10. Linux is Linux. Same thing Different Disrtro
One of the main drawbacks of the entire Linux experience is that it doesn’t matter what desktop environment you use, Cinnamon, KDE, GNOME, XFCE or whatever else. Linux at the code is still Linux and does have drawbacks. Though Linux has come a long way to improve the overall user experience it still lacks in area’s that wont be and can’t be improved easily. If you don’t have Internet for instance installing software is a pain
Productive tools and applications that you know might not exist in the Linux works and although projects Such as Wine, Proton, Vulcan and others made good efforts to assist the user in running these apps, its sometimes just not possible and the Open Source alternatives you might find severely lacking or even down right incapable to fulfill your needs. GIMP is not a good Photoshop alternative. It might be powerful in its own right but its workflow and way of doing things will make you want to jump off a cliff.
While Linux Mint offers a very good alternative to Windows and can most surely be used as a stable, fast and free operating system it still has some features lagging behind.

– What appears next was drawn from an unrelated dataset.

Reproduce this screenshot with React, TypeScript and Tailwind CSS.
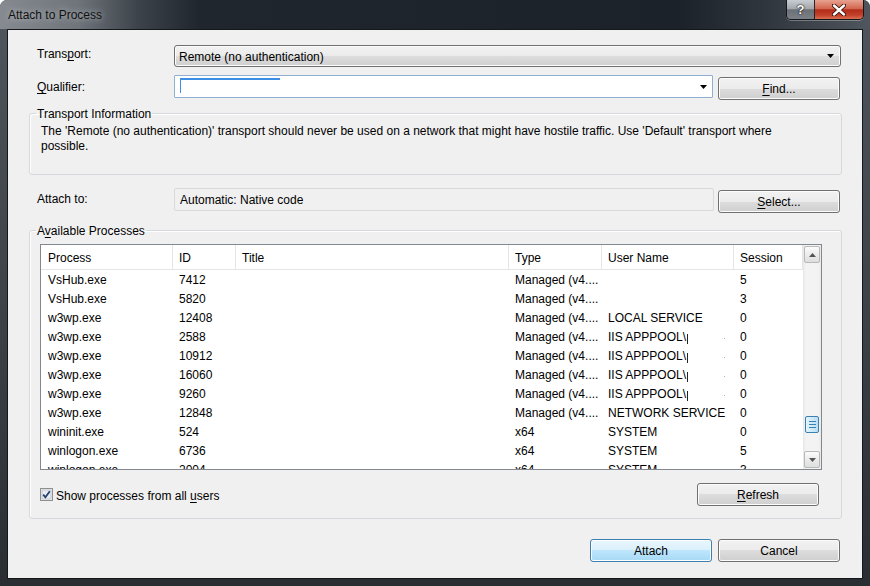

The points i listed is merely some of the annoyances that I have come to deal with in my journey over the last 25 years of using Linux.
Should you want to know more about giving Linux a try however, check out Top 10 things to know before switching to Linux
By implementing these optimizations, Linux Mint users can elevate their desktop experience to new heights. From Samba setup to visual enhancements and improved file management, these tweaks ensure a more intuitive, efficient, and user-friendly Linux Mint environment. Thus providing a more familiar experience for users that come from other platforms such as Windows which might lead to more Linux Adoption in general.